Salah satu panelis, Miftahulkhairah Anwar, S.S., M.Hum., M.Phil yang hadir sebagai pakar linguistik, banyak meneliti tentang bahasa di ruang digital, kesantunan, serta dinamika komunikasi masyarakat Indonesia masa kini. Ia menjelaskan bahwa bahasa memiliki sistem dan fungsi sosial yang kompleks.

“Bahasa, dalam pandangan linguistik, adalah sistem lambang bunyi bermakna yang bersifat arbitrer dan berdasarkan kesepakatan. Bahasa digunakan manusia untuk berinteraksi sosial, bekerja sama, dan mengidentifikasi diri. Bahasa tidak sekadar [terdiri atas] tatanan gramatika, tetapi juga memiliki fungsi sosial yang kuat,” jelasnya. 

Menurutnya, bahasa tidak pernah benar-benar netral karena selalu memuat konteks budaya dan kepentingan. Meme menjadi sarana partisipasi publik yang dapat berdampak positif bila digunakan dengan cerdas. 

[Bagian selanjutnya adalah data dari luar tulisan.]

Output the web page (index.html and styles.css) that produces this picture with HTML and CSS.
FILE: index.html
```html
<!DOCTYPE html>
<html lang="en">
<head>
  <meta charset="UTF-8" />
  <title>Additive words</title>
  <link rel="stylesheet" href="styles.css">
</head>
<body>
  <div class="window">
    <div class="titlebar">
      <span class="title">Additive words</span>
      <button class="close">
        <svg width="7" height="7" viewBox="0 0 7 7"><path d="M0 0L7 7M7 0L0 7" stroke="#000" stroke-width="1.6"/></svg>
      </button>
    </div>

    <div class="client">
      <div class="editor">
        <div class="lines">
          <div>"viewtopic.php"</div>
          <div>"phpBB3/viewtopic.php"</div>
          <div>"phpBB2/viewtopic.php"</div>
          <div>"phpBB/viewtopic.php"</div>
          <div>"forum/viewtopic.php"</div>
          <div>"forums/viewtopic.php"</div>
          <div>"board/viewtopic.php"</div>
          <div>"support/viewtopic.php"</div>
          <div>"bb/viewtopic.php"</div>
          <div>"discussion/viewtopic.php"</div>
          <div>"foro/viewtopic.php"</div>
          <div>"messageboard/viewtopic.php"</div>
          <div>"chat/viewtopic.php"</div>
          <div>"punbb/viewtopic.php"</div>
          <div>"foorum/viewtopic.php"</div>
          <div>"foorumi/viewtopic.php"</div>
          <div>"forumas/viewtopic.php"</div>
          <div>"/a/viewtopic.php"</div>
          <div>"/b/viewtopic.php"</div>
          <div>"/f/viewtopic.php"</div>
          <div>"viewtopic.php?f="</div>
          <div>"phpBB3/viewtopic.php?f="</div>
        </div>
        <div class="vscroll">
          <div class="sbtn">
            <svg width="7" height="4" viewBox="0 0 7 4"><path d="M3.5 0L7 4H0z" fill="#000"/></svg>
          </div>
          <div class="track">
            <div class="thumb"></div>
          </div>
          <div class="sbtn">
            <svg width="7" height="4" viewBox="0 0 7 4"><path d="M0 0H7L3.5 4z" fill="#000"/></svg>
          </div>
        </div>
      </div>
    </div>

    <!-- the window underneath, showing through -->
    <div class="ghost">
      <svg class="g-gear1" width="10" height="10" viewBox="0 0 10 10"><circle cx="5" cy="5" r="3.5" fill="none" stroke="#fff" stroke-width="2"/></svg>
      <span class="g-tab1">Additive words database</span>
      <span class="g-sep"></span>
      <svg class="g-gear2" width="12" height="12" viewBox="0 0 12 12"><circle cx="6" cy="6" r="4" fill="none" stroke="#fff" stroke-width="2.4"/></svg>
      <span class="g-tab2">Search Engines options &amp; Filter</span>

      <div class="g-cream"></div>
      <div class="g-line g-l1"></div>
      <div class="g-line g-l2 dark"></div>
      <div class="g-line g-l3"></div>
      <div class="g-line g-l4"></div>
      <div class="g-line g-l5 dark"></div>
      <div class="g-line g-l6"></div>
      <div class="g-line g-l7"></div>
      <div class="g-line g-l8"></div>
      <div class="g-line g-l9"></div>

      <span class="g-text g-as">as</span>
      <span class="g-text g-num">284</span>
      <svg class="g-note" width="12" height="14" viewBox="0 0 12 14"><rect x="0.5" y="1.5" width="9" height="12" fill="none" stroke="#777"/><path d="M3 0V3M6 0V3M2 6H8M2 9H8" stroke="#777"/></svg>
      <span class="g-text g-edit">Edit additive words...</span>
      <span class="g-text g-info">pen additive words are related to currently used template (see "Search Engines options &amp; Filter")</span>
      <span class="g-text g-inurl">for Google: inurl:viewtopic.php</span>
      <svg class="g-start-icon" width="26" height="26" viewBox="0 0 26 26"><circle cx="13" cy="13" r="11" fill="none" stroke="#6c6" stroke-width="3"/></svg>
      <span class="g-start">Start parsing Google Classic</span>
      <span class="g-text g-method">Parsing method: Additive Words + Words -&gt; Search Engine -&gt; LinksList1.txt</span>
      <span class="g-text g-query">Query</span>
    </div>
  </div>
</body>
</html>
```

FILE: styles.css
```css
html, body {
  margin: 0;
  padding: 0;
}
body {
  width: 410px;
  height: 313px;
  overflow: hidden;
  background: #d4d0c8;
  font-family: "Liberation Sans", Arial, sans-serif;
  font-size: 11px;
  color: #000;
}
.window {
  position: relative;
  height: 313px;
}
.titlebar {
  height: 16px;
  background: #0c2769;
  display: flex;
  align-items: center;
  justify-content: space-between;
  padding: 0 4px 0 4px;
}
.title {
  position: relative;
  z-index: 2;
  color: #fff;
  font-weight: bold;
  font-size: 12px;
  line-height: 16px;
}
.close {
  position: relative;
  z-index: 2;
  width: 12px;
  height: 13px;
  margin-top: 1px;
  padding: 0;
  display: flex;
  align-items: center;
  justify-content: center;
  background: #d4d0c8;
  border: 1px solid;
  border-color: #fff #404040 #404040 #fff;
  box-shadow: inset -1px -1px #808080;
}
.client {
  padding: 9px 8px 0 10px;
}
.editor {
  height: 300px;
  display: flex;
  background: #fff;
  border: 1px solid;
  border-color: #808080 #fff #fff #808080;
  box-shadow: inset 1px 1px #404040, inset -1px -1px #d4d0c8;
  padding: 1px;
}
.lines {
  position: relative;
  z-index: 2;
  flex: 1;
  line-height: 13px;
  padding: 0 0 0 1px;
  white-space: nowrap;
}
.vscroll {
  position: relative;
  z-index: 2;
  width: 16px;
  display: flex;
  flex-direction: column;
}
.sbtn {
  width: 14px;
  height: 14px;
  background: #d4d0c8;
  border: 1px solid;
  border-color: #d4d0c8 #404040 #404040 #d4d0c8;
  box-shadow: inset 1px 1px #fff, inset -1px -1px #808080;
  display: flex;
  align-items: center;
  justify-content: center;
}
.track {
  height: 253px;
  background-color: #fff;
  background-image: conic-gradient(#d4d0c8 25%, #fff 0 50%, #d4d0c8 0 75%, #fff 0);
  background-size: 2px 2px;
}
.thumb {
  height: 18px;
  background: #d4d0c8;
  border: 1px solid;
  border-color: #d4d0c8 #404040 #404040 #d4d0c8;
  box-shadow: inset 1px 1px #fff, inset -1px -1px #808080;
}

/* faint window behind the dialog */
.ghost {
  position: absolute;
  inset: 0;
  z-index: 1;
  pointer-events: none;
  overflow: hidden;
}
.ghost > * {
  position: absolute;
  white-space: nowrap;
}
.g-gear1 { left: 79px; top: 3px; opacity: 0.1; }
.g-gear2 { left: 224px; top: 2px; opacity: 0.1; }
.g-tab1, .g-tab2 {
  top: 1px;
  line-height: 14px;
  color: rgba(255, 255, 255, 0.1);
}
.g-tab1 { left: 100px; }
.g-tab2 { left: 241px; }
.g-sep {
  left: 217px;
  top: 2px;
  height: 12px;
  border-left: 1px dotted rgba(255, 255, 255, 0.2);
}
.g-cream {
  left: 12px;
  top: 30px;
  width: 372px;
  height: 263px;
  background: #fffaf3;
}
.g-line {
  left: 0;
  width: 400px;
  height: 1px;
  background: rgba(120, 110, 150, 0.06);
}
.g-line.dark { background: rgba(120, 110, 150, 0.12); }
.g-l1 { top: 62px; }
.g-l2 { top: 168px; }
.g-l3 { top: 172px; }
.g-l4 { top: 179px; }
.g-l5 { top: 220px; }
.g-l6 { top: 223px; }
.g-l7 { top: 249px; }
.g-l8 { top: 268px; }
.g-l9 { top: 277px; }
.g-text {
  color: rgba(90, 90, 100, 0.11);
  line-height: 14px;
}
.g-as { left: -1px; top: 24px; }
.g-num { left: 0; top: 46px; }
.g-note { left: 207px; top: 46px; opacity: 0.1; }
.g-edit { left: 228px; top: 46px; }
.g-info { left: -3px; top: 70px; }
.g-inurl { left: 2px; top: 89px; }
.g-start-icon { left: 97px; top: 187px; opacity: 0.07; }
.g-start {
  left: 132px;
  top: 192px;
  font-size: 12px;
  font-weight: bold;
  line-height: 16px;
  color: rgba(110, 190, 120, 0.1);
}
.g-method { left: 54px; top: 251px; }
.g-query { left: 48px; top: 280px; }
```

“Meme dapat membuka ruang partisipasi, menunjukkan bahwa politik bukan hanya milik kalangan elite, melainkan juga masyarakat luas. Namun, jika kita tidak bijak membacanya, justru bisa menimbulkan kemunduran, sebab yang viral belum tentu bernilai baik. Satu kata bisa membakar, tetapi satu kata juga bisa memadamkan,” tambahnya. 

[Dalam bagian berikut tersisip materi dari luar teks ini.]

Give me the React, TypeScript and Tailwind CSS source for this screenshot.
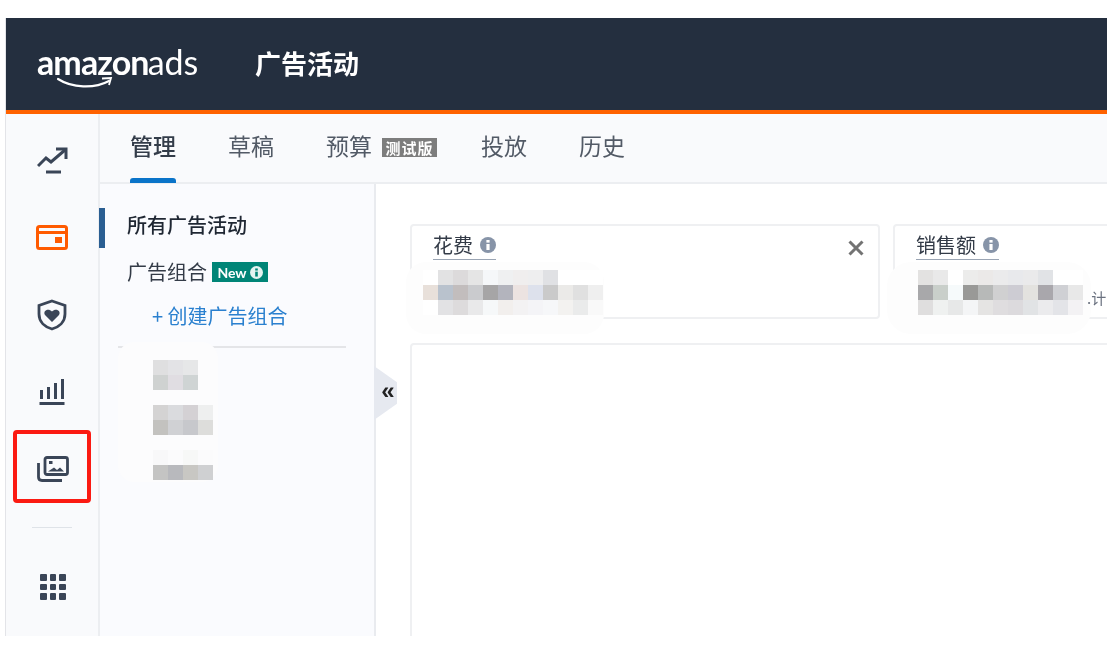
const sidebarMosaics: string[][][] = [
  [
    ["#dfdfe0", "#e3e3e6", "#e6e7e8"],
    ["#cfd2d1", "#e0dde2", "#cfd4d4"],
  ],
  [
    ["#d4d3d3", "#dadbde", "#d4d1d4", "#eeefef"],
    ["#c3c2bf", "#d0d1d4", "#c7c8cc", "#dddddb"],
  ],
  [
    ["#f8f8f9", "#fbfbfc", "#f7f8f7", "#fbfbfc"],
    ["#c4c4c3", "#b8b9bd", "#c8c7c3", "#cfd0d2"],
  ],
];

const spendMosaic: string[][] = [
  ["#ffffff", "#e2e2e3", "#dcdadb", "#e5e5e5", "#f5f7f9", "#eff0f1", "#f0eeee", "#eeeeef", "#e0e1e4", "#ffffff", "#ffffff", "#ffffff"],
  ["#e8e0da", "#b9c2cd", "#c2bdbd", "#cacbce", "#a6a5a6", "#b3b4bd", "#ece3e1", "#dde1ec", "#cacaca", "#ebeae8", "#e0e0e0", "#efefef"],
  ["#ffffff", "#e2e2e4", "#dddbdc", "#e9e9ea", "#f6f8f9", "#f2efed", "#f3f2f3", "#f4f4f7", "#f6f7f9", "#f3f2f0", "#eaebeb", "#f9f9f9"],
];

const salesMosaic: string[][] = [
  ["#e3e2e1", "#e9e9e9", "#ffffff", "#ececeb", "#ebe9e8", "#ebebec", "#e8e9ec", "#eaeaeb", "#e1e3e6", "#ffffff", "#ffffff"],
  ["#a8a8aa", "#c9cfca", "#f6fafb", "#999997", "#b7b9b8", "#d0d0d1", "#cdccd3", "#e3e2df", "#a9a7ac", "#cfd0d4", "#e8e8e8"],
  ["#dfdede", "#eff1f0", "#e7e8e8", "#f4f5f6", "#e5e4e3", "#dfdddf", "#dcdadd", "#e1e3e5", "#ebebed", "#e3e4e8", "#f3f2f4"],
];

function Mosaic({ rows, cell }: { rows: string[][]; cell: string }) {
  return (
    <div className="flex flex-col">
      {rows.map((row, r) => (
        <div key={r} className="flex">
          {row.map((c, i) => (
            <div key={i} className={cell} style={{ backgroundColor: c }} />
          ))}
        </div>
      ))}
    </div>
  );
}

function InfoDot({ className, inner = "#fff" }: { className: string; inner?: string }) {
  return (
    <svg viewBox="0 0 16 16" className={className}>
      <circle cx="8" cy="8" r="8" fill="currentColor" />
      <rect x="6.4" y="7" width="3.2" height="6" fill={inner} />
      <rect x="6.4" y="3" width="3.2" height="2.6" fill={inner} />
    </svg>
  );
}

function RailItem({ children }: { children: React.ReactNode }) {
  return <div className="h-[77px] flex items-center justify-center">{children}</div>;
}

export default function App() {
  return (
    <div className="w-[1107px] h-[647px] overflow-hidden bg-white pt-[18px] pb-[11px] blur-[0.55px] font-['Noto_Sans_CJK_SC','Noto_Sans',sans-serif]">
      <div className="h-full flex flex-col ml-[5px] border-l border-[#e3e4e8]">
        <header className="h-[96px] shrink-0 bg-[#242f3f] border-b-4 border-[#ff6200] flex items-center text-white">
          <div className="relative ml-[31px] w-[165px] h-[60px] font-['Lato',sans-serif] text-[34px] leading-[55px] tracking-[-0.9px] whitespace-nowrap">
            <span className="font-bold">amazon</span>
            <span className="font-normal tracking-[0px] ml-[-1px]">ads</span>
            <svg viewBox="0 0 60 16" className="absolute left-[19px] top-[42px] w-[60px] h-[16px]" fill="none">
              <path d="M2 3 C16 12 38 13 53 5" stroke="#fff" strokeWidth="2.2" strokeLinecap="round" />
              <path d="M46 2.5 L55 2 L53 9" stroke="#fff" strokeWidth="1.8" fill="none" />
            </svg>
          </div>
          <div className="ml-[53px] text-[26px] leading-none font-bold mb-[2px]">广告活动</div>
        </header>

        <div className="flex-1 flex min-h-0">
          <nav className="relative w-[94px] shrink-0 bg-[#f9fafc] border-r-2 border-[#eceef1] pt-[8px] text-[#3a4557]">
            <RailItem>
              <svg viewBox="0 0 32 28" className="w-[32px] h-[28px] translate-x-[1px]" fill="none" stroke="currentColor" strokeWidth="3">
                <path d="M1 19 L9 11 L14 15 L28 3" />
                <path d="M19 2 L29 2 L29 12" />
                <path d="M9 25 L24 25" />
              </svg>
            </RailItem>
            <RailItem>
              <svg viewBox="0 0 32 26" className="w-[32px] h-[26px]" fill="none" stroke="#ff5a00" strokeWidth="3">
                <rect x="1.5" y="1.5" width="29" height="22" rx="2" />
                <path d="M1.5 7.5 L30.5 7.5" />
                <rect x="19" y="12" width="7" height="6" fill="#ff5a00" stroke="none" />
              </svg>
            </RailItem>
            <RailItem>
              <svg viewBox="0 0 32 32" className="w-[32px] h-[32px]" fill="none">
                <path d="M16 2 L29 6.5 L29 15 C29 23 23 28 16 30 C9 28 3 23 3 15 L3 6.5 Z" stroke="currentColor" strokeWidth="2.8" />
                <path d="M16 23 L9 16 C6.5 12 12 8.5 16 12.5 C20 8.5 25.5 12 23 16 Z" fill="currentColor" />
              </svg>
            </RailItem>
            <RailItem>
              <svg viewBox="0 0 26 26" className="w-[26px] h-[26px]" fill="currentColor">
                <rect x="1" y="11" width="3" height="9" />
                <rect x="8" y="8" width="3" height="12" />
                <rect x="15" y="4" width="3" height="16" />
                <rect x="22" y="0" width="3" height="20" />
                <rect x="0.5" y="23" width="25" height="3" />
              </svg>
            </RailItem>
            <RailItem>
              <svg viewBox="0 0 32 26" className="w-[32px] h-[26px] translate-x-[1px]" fill="none" stroke="currentColor" strokeWidth="2.8">
                <rect x="8" y="1.5" width="22.5" height="17" rx="2" />
                <path d="M1.5 7 L1.5 21 C1.5 23.5 3 24.5 5 24.5 L25 24.5" />
                <rect x="12" y="5" width="3.5" height="3" fill="currentColor" stroke="none" />
                <path d="M11 15.5 L17 11.5 L20 14 L23 11.5 L27 15.5 Z" fill="currentColor" stroke="none" />
              </svg>
            </RailItem>
            <div className="absolute left-[7px] top-[316px] w-[78px] h-[73px] border-[4px] border-[#fb1a12] rounded-[4px]" />
            <div className="mx-[26px] mt-[20px] h-px bg-[#dfe3e8]" />
            <div className="mt-[46px] mx-auto w-[26px] grid grid-cols-3 gap-[3px] translate-x-[1px]">
              {Array.from({ length: 9 }).map((_, i) => (
                <div key={i} className="h-[6.5px] bg-[#3a4557] rounded-[1px]" />
              ))}
            </div>
          </nav>

          <main className="flex-1 flex flex-col min-w-0">
            <div className="h-[70px] shrink-0 bg-[#f9fafc] border-b-2 border-[#eceef1] pl-[30px] flex items-start text-[23px] leading-none text-[#525a66]">
              <div className="relative h-[69px] pt-[20px] font-medium text-[#333c49] w-[46px] whitespace-nowrap">
                管理
                <div className="absolute left-0 right-0 bottom-0 h-[5px] bg-[#0a74c9] rounded-t-[3px]" />
              </div>
              <div className="ml-[52px] pt-[20px] whitespace-nowrap">草稿</div>
              <div className="ml-[52px] pt-[20px] whitespace-nowrap">预算</div>
              <div className="ml-[10px] mt-[24px] w-[55px] h-[19px] bg-[#7d7d7d] text-white text-[15px] leading-[19px] text-center font-bold tracking-[1px]">测试版</div>
              <div className="ml-[44px] pt-[20px] whitespace-nowrap">投放</div>
              <div className="ml-[52px] pt-[20px] whitespace-nowrap">历史</div>
            </div>

            <div className="flex-1 flex min-h-0">
              <aside className="relative w-[276px] shrink-0 bg-[#fafbfe] border-r-2 border-[#e9ebef] pl-[27px] pt-[28px]">
                <div className="absolute left-[-1px] top-[24px] w-[6px] h-[40px] bg-[#2a5e92]" />
                <div className="text-[20px] leading-[26px] font-medium text-[#1f2733] whitespace-nowrap">所有广告活动</div>
                <div className="mt-[21px] flex items-center h-[26px]">
                  <span className="text-[20px] leading-[26px] text-[#333b47] whitespace-nowrap">广告组合</span>
                  <span className="ml-[5px] w-[56px] h-[20px] bg-[#008577] text-white flex items-center justify-center gap-[3px] font-['Lato',sans-serif] text-[14px] font-bold">
                    New
                    <InfoDot className="w-[13px] h-[13px] text-[#e4f4f1]" inner="#008577" />
                  </span>
                </div>
                <div className="mt-[18px] ml-[25px] text-[20px] leading-[26px] text-[#2a80cf] whitespace-nowrap">+ 创建广告组合</div>
                <div className="mt-[17px] ml-[-9px] w-[228px] h-[2px] bg-[#e4e5e8]" />
                <div className="absolute left-[18px] top-[158px] w-[100px] h-[140px] rounded-[16px] bg-[#fcfcfd]" />
                <div className="absolute left-[53px] top-[176px] flex flex-col gap-[15px]">
                  {sidebarMosaics.map((m, i) => (
                    <Mosaic key={i} rows={m} cell="w-[15px] h-[15px]" />
                  ))}
                </div>
                <div className="absolute left-[274px] top-[182px] w-[23px] h-[54px] bg-[#e6e9f0] [clip-path:polygon(0_0,100%_30%,100%_70%,0_100%)] flex items-center justify-center text-[#222] text-[24px] font-bold leading-none pb-[4px] pl-[5px] font-['Liberation_Sans',sans-serif] z-10">
                  «
                </div>
              </aside>

              <section className="flex-1 min-w-0 bg-white pl-[34px] pt-[40px] overflow-hidden">
                <div className="flex gap-[13px]">
                  <div className="relative w-[470px] h-[95px] shrink-0 rounded-[4px] border-2 border-[#eff0f2]">
                    <div className="absolute left-[21px] top-[7px] flex items-center gap-[7px] pb-[2px] border-b border-[#9aa5b4] text-[20px] leading-[24px] text-[#333b47]">
                      花费
                      <InfoDot className="w-[16px] h-[16px] text-[#8794a8]" />
                    </div>
                    <svg viewBox="0 0 16 16" className="absolute right-[14px] top-[14px] w-[16px] h-[16px]" stroke="#737373" strokeWidth="3" fill="none">
                      <path d="M1.5 1.5 L14.5 14.5 M14.5 1.5 L1.5 14.5" />
                    </svg>
                    <div className="absolute left-[-6px] top-[36px] w-[198px] h-[72px] rounded-[20px] bg-[#fdfdfd]" />
                    <div className="absolute left-[11px] top-[44px]">
                      <Mosaic rows={spendMosaic} cell="w-[15px] h-[15px]" />
                    </div>
                  </div>
                  <div className="relative w-[300px] h-[95px] shrink-0 rounded-[4px] border-2 border-[#eff0f2]">
                    <div className="absolute left-[21px] top-[7px] flex items-center gap-[7px] pb-[2px] border-b border-[#9aa5b4] text-[20px] leading-[24px] text-[#333b47]">
                      销售额
                      <InfoDot className="w-[16px] h-[16px] text-[#8794a8]" />
                    </div>
                    <div className="absolute left-[-8px] top-[36px] w-[204px] h-[72px] rounded-[24px] bg-[#fdfdfd]" />
                    <div className="absolute left-[23px] top-[44px]">
                      <Mosaic rows={salesMosaic} cell="w-[15px] h-[15px]" />
                    </div>
                    <div className="absolute left-[192px] top-[62px] text-[15px] leading-[20px] text-[#6b7280] whitespace-nowrap">.计</div>
                  </div>
                </div>
                <div className="mt-[24px] w-[800px] h-[400px] rounded-[4px] border-2 border-[#eff0f2]" />
              </section>
            </div>
          </main>
        </div>
      </div>
    </div>
  );
}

Sementara itu, menurut Ndoro Kakung, seorang praktisi media sosial yang juga aktif sebagai konsultan komunikasi, menyoroti bagaimana media sosial kini telah menjadi alat komunikasi utama masyarakat. Menurutnya, kehidupan digital saat ini membentuk pola pikir dan perilaku banyak orang, bahkan sampai pada tahap ketika emosi dan opini publik dikendalikan oleh algoritma media sosial. 

Meme memang bisa menjadi sarana kritik sosial dan politik, tetapi jika kualitas kritik hanya sebatas meme, diskusi publik akan kehilangan kedalaman dan substansi.

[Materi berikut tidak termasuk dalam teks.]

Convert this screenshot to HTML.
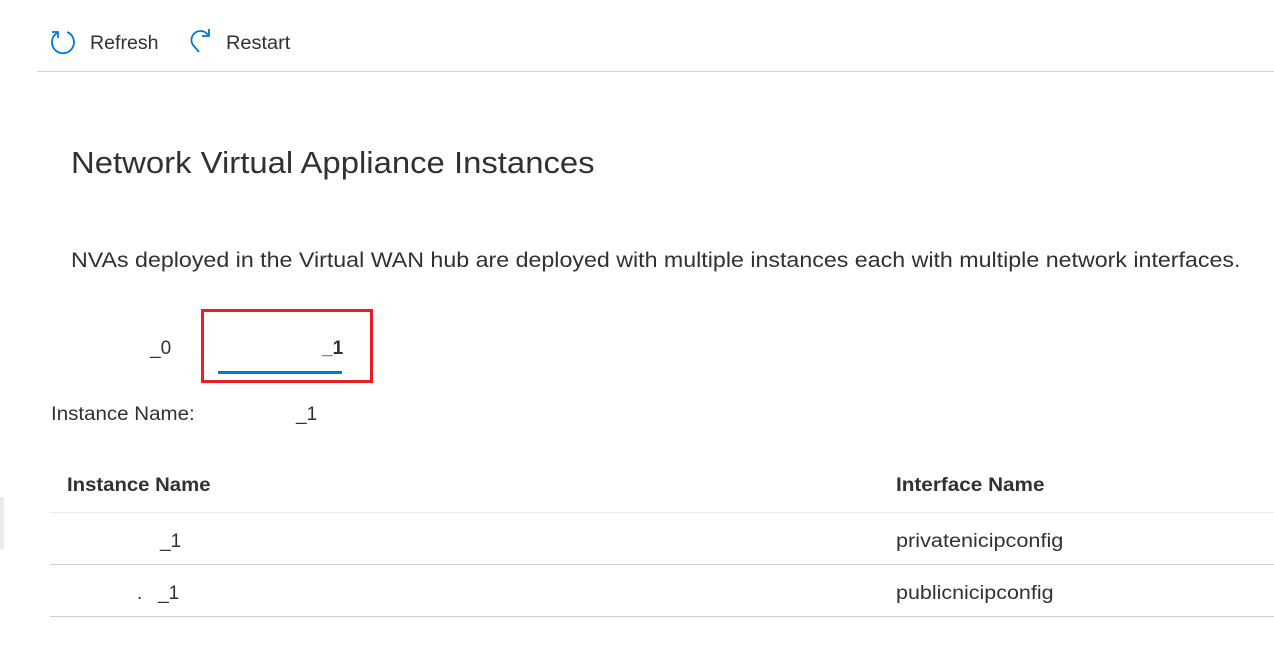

“Kalau kritik hanya sebatas meme, itu masih kurang. Kita harus bisa lebih keren lagi,” tegasnya. 

Ndoro Kakung menekankan pentingnya peningkatan literasi digital dan politik di tengah maraknya penggunaan meme sebagai komunikasi publik.

“Jika politik terus dijadikan meme tanpa peningkatan literasi, demokrasi akan jadi cair, tetapi dangkal. Jika rakyat diajari membaca meme seperti membaca teks politik dengan menyadari pembuatnya siapa, tujuannya apa, dan konteksnya apa, justru demokrasi akan lebih hidup. Semua tergantung siapa yang mengendalikannya,” tuturnya. 

Devan Yulio sebagai pengembang program :Dagelan, akun media sosial yang dikenal karena konten hiburan berupa meme dan aktif sebagai kreator konten, menyampaikan pandangannya tentang perubahan fungsi meme dalam ruang digital saat ini. 

Menurutnya, dahulu meme berfungsi sebagai hiburan semata. Namun, kini, meme telah berkembang menjadi sarana komunikasi dan kampanye politik untuk mendekatkan tokoh atau lembaga dengan masyarakat, bahkan tak jarang menjadi objek meme itu sendiri. 

“Karena semua orang kini bisa membuat dan menyebarkan meme, media sosial pun menjadi makin riuh dengan berbagai ekspresi dan opini publik. Di satu sisi, hal ini menunjukkan tumbuhnya kebebasan berekspresi. Namun, di sisi lain, ada pula kasus-kasus yang berujung pada masalah hukum, seperti pelanggaran UU ITE, ketika suatu meme dianggap menyinggung," pungkas Devin.

Selain diskusi panel, acara ini juga diramaikan oleh pembacaan deklamasi puisi dari Lentera Kata serta penampilan akustik dari Brikustik yang menambah kemeriahan acara. Narabahasa juga menghadirkan Pojok Meme, sebuah pameran yang menampilkan 15 meme pemenang sayembara daring yang diselenggarakan oleh Narabahasa pada 10-20 Oktober 2025. Karya yang dipamerkan telah melalui proses kurasi dengan mempertimbangkan unsur kebaruan, kelucuan, pesan, serta relevansinya terhadap konteks sosial dan bahasa digital masa kini. 

Melalui kegiatan ini, Narabahasa berharap publik dapat melihat bahwa bahasa tidak hanya hidup dalam teks dan tuturan, tetapi juga berbagai bentuk ekspresi yang dekat dengan kehidupan sehari-hari. Kegiatan ini bertujuan untuk memperluas pemahaman publik tentang bahasa yang terus berkembang dan beradaptasi dengan zaman.